Pour mieux coordonner et évaluer les politiques en faveur de la jeunesse, « un Conseil national d’orientation des politiques de jeunesse sera prochainement créé auprès du Premier ministre », a par ailleurs décidé le CIEC. Et la prise en compte de la « priorité jeunesse » dans les politiques publiques sera renforcée à travers l’instauration systématique d’une « clause d’impact jeunesse » accompagnant les nouveaux textes législatifs et réglementaires.
Parce que, selon le Premier ministre, « six millions de nos compatriotes ne sont pas à l’aise avec notre langue », le gouvernement a décidé de créer « une Agence de la langue française pour la cohésion sociale » qui aura pour mission de traiter les questions liées à l’illettrisme et à l’amélioration de la maîtrise de la langue.
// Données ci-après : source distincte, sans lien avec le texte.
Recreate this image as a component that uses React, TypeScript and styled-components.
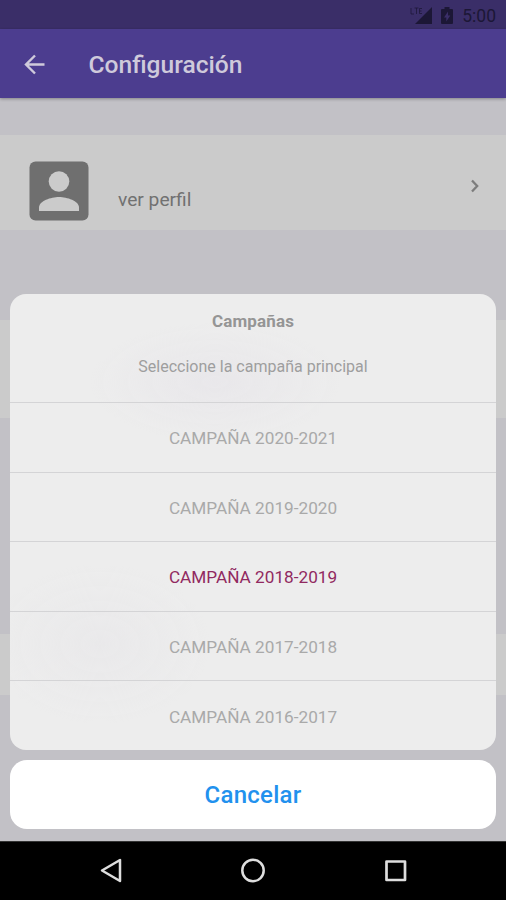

Une mission de préfiguration a été chargée d’étudier notamment les modalités administratives, juridiques et financières de fonctionnement de la future structure et doit rendre son rapport au plus tard le 15 septembre prochain. « Dans les cinq ans qui viennent, toutes celles et ceux qui éprouvent des difficultés dans le maniement de notre langue pourront ainsi trouver la formation ou le projet qui leur permettra de les dépasser », a expliqué Manuel Valls.
Enfin, en matière d’accès à la culture, le gouvernement veut multiplier les jumelages entre les équipements culturels et les quartiers prioritaires, « déjà très actifs ». Dans ce cadre, « 11 fédérations d’éducation populaire, qui regroupent des centaines d’associations locales, signeront de nouvelles conventions d’objectifs et de moyens avec le ministère de la Culture, afin de pérenniser leur action sur trois ans ».
(4) Ce programme a pour objectif de conduire des jeunes de milieux modestes vers une poursuite d’études ou une insertion professionnelle, en leur proposant une offre de coaching collectif et de visites culturelles dès la classe de 3e, puis un suivi individualisé tout au long de leur scolarité au lycée, quelle que soit la filière choisie.
(5) Sur les consignes récentes en faveur du développement du parrainage, voir ASH n° 2955 du 8-04-16, p. 44.